▶ **Written problem**: Count the lines containing "styles". Give the number alone.

▶ **Dataset section**:
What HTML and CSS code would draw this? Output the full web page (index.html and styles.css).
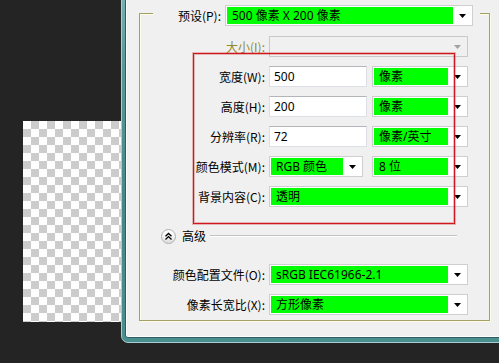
FILE: index.html
```html
<!DOCTYPE html>
<html>
<head>
<meta charset="utf-8">
<link rel="stylesheet" href="styles.css">
</head>
<body>
<div class="desk">
  <div class="canvas"></div>
  <div class="win">
    <div class="win-inner">
      <div class="group">
        <div class="row preset">
          <span class="lbl lbl-preset">预设(P):</span>
          <div class="sel w-preset"><span class="val">500 像素 X 200 像素</span><span class="arr"><svg width="7" height="4" viewBox="0 0 7 4"><path d="M0 0h7L3.5 4z"/></svg></span></div>
        </div>
        <div class="row first">
          <span class="lbl dis">大小(I):</span>
          <div class="sel w-full disabled"><span class="val"></span><span class="arr"><svg width="7" height="4" viewBox="0 0 7 4"><path d="M0 0h7L3.5 4z"/></svg></span></div>
        </div>
        <div class="row">
          <span class="lbl">宽度(W):</span>
          <div class="inp">500</div>
          <div class="sel w-unit gap5"><span class="val">像素</span><span class="arr"><svg width="7" height="4" viewBox="0 0 7 4"><path d="M0 0h7L3.5 4z"/></svg></span></div>
        </div>
        <div class="row">
          <span class="lbl">高度(H):</span>
          <div class="inp">200</div>
          <div class="sel w-unit gap5"><span class="val">像素</span><span class="arr"><svg width="7" height="4" viewBox="0 0 7 4"><path d="M0 0h7L3.5 4z"/></svg></span></div>
        </div>
        <div class="row">
          <span class="lbl">分辨率(R):</span>
          <div class="inp">72</div>
          <div class="sel w-unit gap5"><span class="val">像素/英寸</span><span class="arr"><svg width="7" height="4" viewBox="0 0 7 4"><path d="M0 0h7L3.5 4z"/></svg></span></div>
        </div>
        <div class="row">
          <span class="lbl">颜色模式(M):</span>
          <div class="sel w-mode"><span class="val">RGB 颜色</span><span class="arr"><svg width="7" height="4" viewBox="0 0 7 4"><path d="M0 0h7L3.5 4z"/></svg></span></div>
          <div class="sel w-unit gap10"><span class="val">8 位</span><span class="arr"><svg width="7" height="4" viewBox="0 0 7 4"><path d="M0 0h7L3.5 4z"/></svg></span></div>
        </div>
        <div class="row">
          <span class="lbl">背景内容(C):</span>
          <div class="sel w-full"><span class="val">透明</span><span class="arr"><svg width="7" height="4" viewBox="0 0 7 4"><path d="M0 0h7L3.5 4z"/></svg></span></div>
        </div>
        <div class="adv">
          <span class="circ"><svg width="15" height="15" viewBox="0 0 15 15"><path d="M4.5 7.2 L7.5 4.4 L10.5 7.2 M4.5 10.4 L7.5 7.6 L10.5 10.4" fill="none" stroke="#000" stroke-width="1.3"/></svg></span>
          <span class="adv-txt">高级</span>
          <span class="adv-line"></span>
        </div>
        <div class="row after-adv">
          <span class="lbl">颜色配置文件(O):</span>
          <div class="sel w-full"><span class="val">sRGB IEC61966-2.1</span><span class="arr"><svg width="7" height="4" viewBox="0 0 7 4"><path d="M0 0h7L3.5 4z"/></svg></span></div>
        </div>
        <div class="row">
          <span class="lbl">像素长宽比(X):</span>
          <div class="sel w-full"><span class="val">方形像素</span><span class="arr"><svg width="7" height="4" viewBox="0 0 7 4"><path d="M0 0h7L3.5 4z"/></svg></span></div>
        </div>
      </div>
    </div>
  </div>
  <div class="mark"></div>
</div>
</body>
</html>
```

FILE: styles.css
```css
* { box-sizing: border-box; }
html, body { margin: 0; padding: 0; }
body {
  background: #242424;
  font-family: "Noto Sans CJK SC", "Noto Sans", sans-serif;
  font-size: 12px;
  color: #000;
}
.desk {
  position: relative;
  width: 499px;
  height: 363px;
  overflow: hidden;
  background: #242424;
}
.canvas {
  position: absolute;
  left: 23px;
  top: 121px;
  width: 110px;
  height: 201px;
  background: repeating-conic-gradient(#cccccc 0 25%, #ffffff 0 50%) 0 0 / 16px 16px;
}
.win {
  position: absolute;
  left: 121px;
  top: -10px;
  width: 420px;
  height: 353px;
  border: 1px solid #a6cfcf;
  border-radius: 0 0 7px 7px;
  padding: 3px 3px 4px 3px;
  background: linear-gradient(180deg, #78b3b4 0%, #5a9a9b 20%, #468889 60%, #4a8f90 100%);
}
.win-inner {
  height: 100%;
  border: 1px solid #2c5f60;
  border-radius: 0 0 3px 3px;
  background: #f0f0f0;
  box-shadow: inset 1px 1px 0 #ffffff, inset -1px -1px 0 #ffffff;
  padding: 18px 0 0 13px;
}
.group {
  width: 351px;
  border: 1px solid #a4a06a;
  box-shadow: inset 1px 1px 0 #fdfde6, 1px 1px 0 #fdfde6;
  padding-bottom: 5px;
}
.row {
  display: flex;
  align-items: center;
  height: 21px;
  margin-top: 9px;
}
.row.preset {
  margin-top: -9px;
  margin-left: 13px;
  width: 327px;
  background: #f0f0f0;
}
.row.first { margin-top: 10px; }
.row.after-adv { margin-top: 20px; }
.lbl {
  width: 125px;
  text-align: right;
  white-space: nowrap;
  margin-right: 4px;
  line-height: 21px;
}
.lbl-preset { width: 68px; }
.lbl.dis { color: #8f8a30; }
.inp {
  width: 98px;
  height: 21px;
  background: #fff;
  border: 1px solid #dcdfe3;
  border-top-color: #b3b5b9;
  padding-left: 4px;
  line-height: 19px;
  font-family: "Noto Sans", "Noto Sans CJK SC", sans-serif;
}
.sel {
  display: flex;
  height: 21px;
  background: #fff;
  border: 1px solid #cfcfcf;
  padding: 1px;
}
.sel .val {
  flex: 1;
  background: #00ff00;
  padding-left: 5px;
  line-height: 17px;
  white-space: nowrap;
  overflow: hidden;
  font-family: "Noto Sans", "Noto Sans CJK SC", sans-serif;
}
.sel .arr {
  width: 18px;
  display: flex;
  align-items: center;
  justify-content: center;
}
.sel .arr svg { display: block; fill: #000; }
.sel.disabled { background: #f0f0f0; border-color: #c9c9c9; }
.sel.disabled .val { background: transparent; }
.sel.disabled .arr svg { fill: #a2a2a2; }
.w-preset { width: 248px; }
.w-full { width: 199px; }
.w-unit { width: 96px; }
.w-mode { width: 94px; }
.gap5 { margin-left: 5px; }
.gap10 { margin-left: 9px; }
.adv {
  display: flex;
  align-items: center;
  height: 16px;
  margin-top: 21px;
}
.circ {
  width: 15px;
  height: 15px;
  margin-left: 21px;
  border-radius: 50%;
  border: 1px solid #b0b0b0;
  background: linear-gradient(180deg, #ffffff 0%, #f3f3f3 50%, #dcdcdc 100%);
  display: flex;
  align-items: center;
  justify-content: center;
}
.circ svg { display: block; flex: none; }
.adv-txt {
  margin-left: 6px;
  line-height: 16px;
}
.adv-line {
  margin-left: 4px;
  width: 247px;
  height: 2px;
  border-top: 1px solid #c3c3c3;
  border-bottom: 1px solid #ffffff;
}
.mark {
  position: absolute;
  left: 193px;
  top: 53px;
  width: 262px;
  height: 171px;
  border: 1px solid #d0161e;
  box-shadow: 0 0 0 1px rgba(210, 40, 40, 0.3), inset 0 0 0 1px rgba(210, 40, 40, 0.3);
}
```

▶ **Finished task**: 3